As a platform for this discourse, Matwiejew utilises a contemporary ideal of the sexualised woman through the technique of 3D-modelling and virtual game culture. This virtual aspect via the techniques of tweening and morphing with the use of textured polygonal models, has replaced original use of stop motion and Matwiejew’s previous use of live models. With a combination of 3D and 2D frame-by-fame animation of illustrations, women are depicted as virtual 3D models and objects of desire.

 

From the bedroom a female figure appears overlayed, draped and exposed next to the dreaming woman as the content of her nightmare unfolds, mirroring Henry Fuesli’s “The Nightmare” (1781). The woman lies in the metaphorical bed where dreams begin and fantasies are conjured. The male figure represents Morpheus, who in Greek mythology is the god of dreams and brings dreams to both mortals and gods. The female body as spectacle is further re-iterated as a woman reclines on a pink chaise lounge transferred into a 1920s setting while a camera captures her every move. Birds, insects, fruit, and blooming flowers, inspired by still life paintings of Dutch painter, Balthasar van der Ast, and American painter, Martin-Johnson-Heade act as a natural backdrop for the nude.

 

Particular focus is given to the portrayal of women in the Victorian era. Viewed as naturally weak, the female form was often displayed as a helpless creature. One scene, based on Robert van Vorst Sewell’s 1896 painting, “The Garden of Persephone”, shows women lying listlessly in nature appearing almost dead. According to Bram Dijkstra in his book “Idols of Perversity” (1988), these images were created as permutations of male superiority. Dijkstra analyses the portrayal of women by intellectuals and artists throughout history depicting women as static unindividuated beings functioning solely in a sexual capacity. Matwiejew considers a range of historical explanations, observations and representations within literature, poetry, science and art history as the basis for her work.

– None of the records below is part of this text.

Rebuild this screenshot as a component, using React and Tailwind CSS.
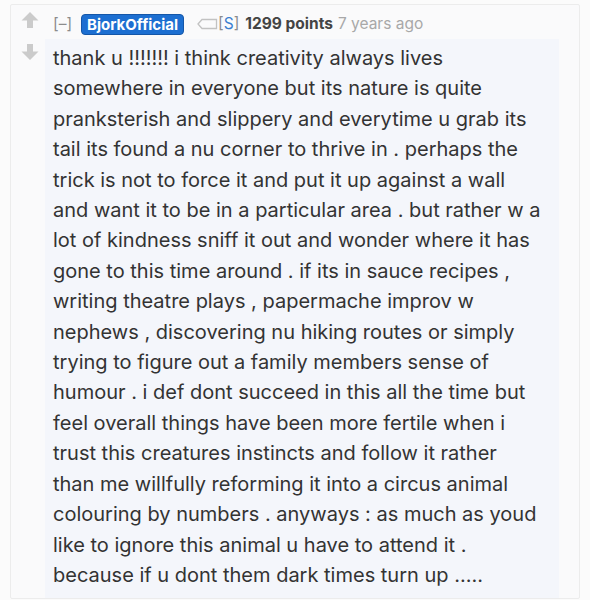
const lines = [
  'thank u !!!!!!! i think creativity always lives',
  'somewhere in everyone but its nature is quite',
  'pranksterish and slippery and everytime u grab its',
  'tail its found a nu corner to thrive in . perhaps the',
  'trick is not to force it and put it up against a wall',
  'and want it to be in a particular area . but rather w a',
  'lot of kindness sniff it out and wonder where it has',
  'gone to this time around . if its in sauce recipes ,',
  'writing theatre plays , papermache improv w',
  'nephews , discovering nu hiking routes or simply',
  'trying to figure out a family members sense of',
  'humour . i def dont succeed in this all the time but',
  'feel overall things have been more fertile when i',
  'trust this creatures instincts and follow it rather',
  'than me willfully reforming it into a circus animal',
  'colouring by numbers . anyways : as much as youd',
  'like to ignore this animal u have to attend it .',
  'because if u dont them dark times turn up .....',
]

function Arrow({ down }) {
  return (
    <svg width="18" height="18" viewBox="0 0 18 18" className={down ? 'rotate-180' : ''}>
      <path d="M9 1 L17.5 9.5 L12 9.5 L12 17 L6 17 L6 9.5 L0.5 9.5 Z" fill="#cbcbcb" />
    </svg>
  )
}

export default function App() {
  return (
    <div className="w-[590px] h-[600px] bg-[#fbfbfb] flex flex-col font-['Inter',sans-serif] overflow-hidden">
      <div className="h-[3px] bg-[#bdbdbd]" />
      <div className="flex-1 px-[10px] pt-[4px] pb-[2px]">
        <div className="h-full bg-[#fafafb] border border-[#ececec] rounded-[2px] flex">
          {/* votes */}
          <div className="w-[34px] flex flex-col items-center pt-[6px] gap-[14px] pl-[4px]">
            <Arrow />
            <Arrow down />
          </div>
          <div className="flex-1 pr-[20px]">
            {/* header */}
            <div className="flex items-center h-[34px] pt-[4px] pl-[8px] text-[15.5px] leading-none">
              <span className="text-[#8c8c8c] mr-[9px]">[–]</span>
              <span className="bg-[#1d6fd1] text-white font-bold text-[15px] rounded-[4px] px-[5px] py-[2px] border border-[#1557a8]">
                BjorkOfficial
              </span>
              <svg width="22" height="12" viewBox="0 0 22 12" className="ml-[12px]">
                <path d="M2 6 L6 1.5 H20.5 V10.5 H6 Z" fill="none" stroke="#c2c2c2" strokeWidth="1.3" />
              </svg>
              <span className="text-[#8c8c8c]">[<span className="text-[#3c7fd0]">S</span>]</span>
              <span className="font-bold text-[#444] ml-[6px]">1299 points</span>
              <span className="text-[#a8a8a8] ml-[5px]">7 years ago</span>
            </div>
            <div className="bg-[#f4f6fb] pl-[8px] pt-[4px] pb-[8px] text-[20px] leading-[30.4px] text-[#333]">
              {lines.map((l, i) => (
                <div key={i} className="whitespace-nowrap">{l}</div>
              ))}
            </div>
          </div>
        </div>
      </div>
      <div className="h-[3px] bg-[#8a8a8a]" />
    </div>
  )
}
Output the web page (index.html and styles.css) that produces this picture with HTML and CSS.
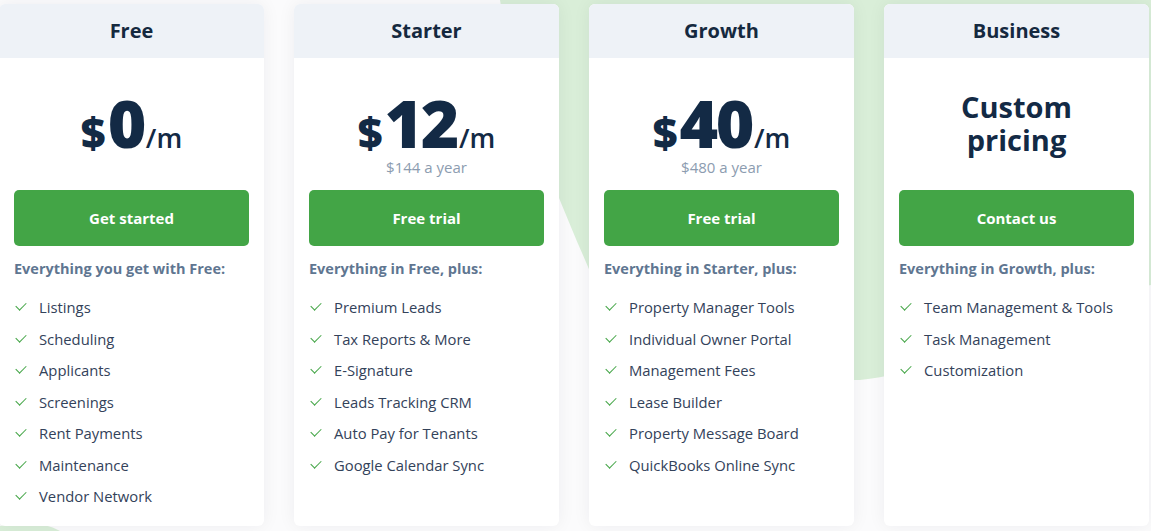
FILE: index.html
```html
<!DOCTYPE html>
<html lang="en">
<head>
<meta charset="utf-8">
<title>Pricing</title>
<link rel="stylesheet" href="styles.css">
</head>
<body>
<div class="page">
  <svg class="blob" width="1151" height="531" viewBox="0 0 1151 531" aria-hidden="true">
    <path d="M500 0 C 518 110, 560 200, 602 300 C 620 350, 640 380, 700 381 L 860 380 C 960 370, 1060 300, 1151 285 L 1151 0 Z" fill="#d9eed8"/>
    <path d="M0 526 C 20 522, 45 522, 60 531 L 0 531 Z" fill="#d9eed8"/>
  </svg>
  <div class="plans">
    <section class="card">
      <header class="card-head">Free</header>
      <div class="card-body">
        <div class="price">
          <div class="amount"><span class="cur">$</span><span class="num">0</span><span class="per">/m</span></div>
        </div>
        <a class="btn">Get started</a>
        <p class="lead">Everything you get with Free:</p>
        <ul class="features">
          <li>Listings</li>
          <li>Scheduling</li>
          <li>Applicants</li>
          <li>Screenings</li>
          <li>Rent Payments</li>
          <li>Maintenance</li>
          <li>Vendor Network</li>
        </ul>
      </div>
    </section>
    <section class="card">
      <header class="card-head">Starter</header>
      <div class="card-body">
        <div class="price">
          <div class="amount"><span class="cur">$</span><span class="num">12</span><span class="per">/m</span></div>
          <div class="year">$144 a year</div>
        </div>
        <a class="btn">Free trial</a>
        <p class="lead">Everything in Free, plus:</p>
        <ul class="features">
          <li>Premium Leads</li>
          <li>Tax Reports &amp; More</li>
          <li>E-Signature</li>
          <li>Leads Tracking CRM</li>
          <li>Auto Pay for Tenants</li>
          <li>Google Calendar Sync</li>
        </ul>
      </div>
    </section>
    <section class="card">
      <header class="card-head">Growth</header>
      <div class="card-body">
        <div class="price">
          <div class="amount"><span class="cur">$</span><span class="num">40</span><span class="per">/m</span></div>
          <div class="year">$480 a year</div>
        </div>
        <a class="btn">Free trial</a>
        <p class="lead">Everything in Starter, plus:</p>
        <ul class="features">
          <li>Property Manager Tools</li>
          <li>Individual Owner Portal</li>
          <li>Management Fees</li>
          <li>Lease Builder</li>
          <li>Property Message Board</li>
          <li>QuickBooks Online Sync</li>
        </ul>
      </div>
    </section>
    <section class="card">
      <header class="card-head">Business</header>
      <div class="card-body">
        <div class="price">
          <div class="custom"><div>Custom</div><div>pricing</div></div>
        </div>
        <a class="btn">Contact us</a>
        <p class="lead">Everything in Growth, plus:</p>
        <ul class="features">
          <li>Team Management &amp; Tools</li>
          <li>Task Management</li>
          <li>Customization</li>
        </ul>
      </div>
    </section>
  </div>
</div>
</body>
</html>
```

FILE: styles.css
```css
* { box-sizing: border-box; }
html, body { margin: 0; padding: 0; }
body {
  font-family: "Open Sans", "Liberation Sans", sans-serif;
  background: #fbfbfc;
  color: #2f3d52;
}
.page {
  position: relative;
  width: 1151px;
  height: 531px;
  overflow: hidden;
  background: #fbfbfc;
}
.blob {
  position: absolute;
  left: 0;
  top: 0;
}
.plans {
  position: relative;
  display: flex;
  gap: 30px;
  padding-top: 4px;
  margin-left: -1px;
}
.card {
  flex: 0 0 265px;
  height: 522px;
  background: #fff;
  border-radius: 6px;
  overflow: hidden;
  box-shadow: 0 0 18px rgba(20, 30, 50, 0.06);
}
.card-head {
  height: 54px;
  background: #eef2f7;
  display: flex;
  align-items: center;
  justify-content: center;
  font-size: 20px;
  font-weight: 700;
  color: #15293f;
  padding-bottom: 1px;
}
.card-body {
  padding: 0 15px;
}
.price {
  height: 132px;
  display: flex;
  flex-direction: column;
  align-items: center;
  padding-top: 36px;
}
.amount {
  display: flex;
  align-items: baseline;
  color: #132a45;
  font-weight: 800;
  line-height: 56px;
  height: 56px;
}
.cur {
  font-size: 43px;
  margin-right: 2px;
}
.num {
  font-size: 66px;
  letter-spacing: -2.5px;
}
.per {
  font-size: 27px;
  font-weight: 600;
  margin-left: 2px;
}
.year {
  font-size: 15px;
  color: #8c9cb0;
  line-height: 18px;
  margin-top: 8px;
}
.custom {
  font-size: 29px;
  font-weight: 700;
  line-height: 33px;
  text-align: center;
  color: #132a45;
  margin-top: -4px;
}
.btn {
  display: flex;
  align-items: center;
  justify-content: center;
  height: 56px;
  border-radius: 5px;
  background: #43a546;
  color: #fff;
  font-size: 15px;
  font-weight: 700;
  padding-bottom: 1px;
}
.lead {
  margin: 14px 0 0;
  font-size: 14.5px;
  font-weight: 700;
  color: #5f7691;
  line-height: 18px;
}
.features {
  list-style: none;
  margin: 19px 0 0;
  padding: 0;
}
.features li {
  position: relative;
  height: 31.5px;
  line-height: 20px;
  padding-left: 25px;
  font-size: 14.8px;
  color: #33425a;
}
.features li::before {
  content: "";
  position: absolute;
  left: 2px;
  top: 5px;
  width: 9px;
  height: 5px;
  border-left: 1.6px solid #43a546;
  border-bottom: 1.6px solid #43a546;
  transform: rotate(-45deg);
}
```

The book, like Matwiejew’s film, act as a compendium of anti-feminine lore, presenting a range of imagery that has historically been denounced as “perverse”.

 

Provocative semi-naked dancing women follow in feather like costumes. The dark side of excess and decadence begins to unravel as sin and sensuality come under the microscope. The female form transforms from innocent to threatening. Naked women gyrate with snakes on their heads and wrapped around their bodies, symbolising Medusa and the terrifying power of women. This interpretation is echoed in paintings by Arnold Boecklin and the German symbolist painter Franz von Stuck in the late 1800s. Sphinx surface intermittently as the use of animals are overlayed with human figures. In an evocative interpretation of  William-Adolphe Bouguereau “the Oreads” 1902, a mass of beautiful naked weightless nymphlike figures take to the air, soaring upwards in an erotic procession to the astonishment of onlooking fauns. A woman in a cave poses as the “Penitent Mary Magdalene”, from Orazio Lomi Gentileschi’s 1621 painting, seeking atonement for her sinister ways.

 

In the final scenes, Matwiejew presents female figures being carved into stone, akin to the manufacture of the female image. Other women walk through large gates representing the dream world that opens out onto a sculpture garden. Morpheus re-emerges alongside the woman in bed and they simultaneously turn to marble. The dream is over and the truth of the story is brought into question.

Matwiejew’s Morphette operates as a series of scenes with its own symbolic language. The reality of the images and ideas produced are based within the context of a battle between sexes and as an inexorable law of nature.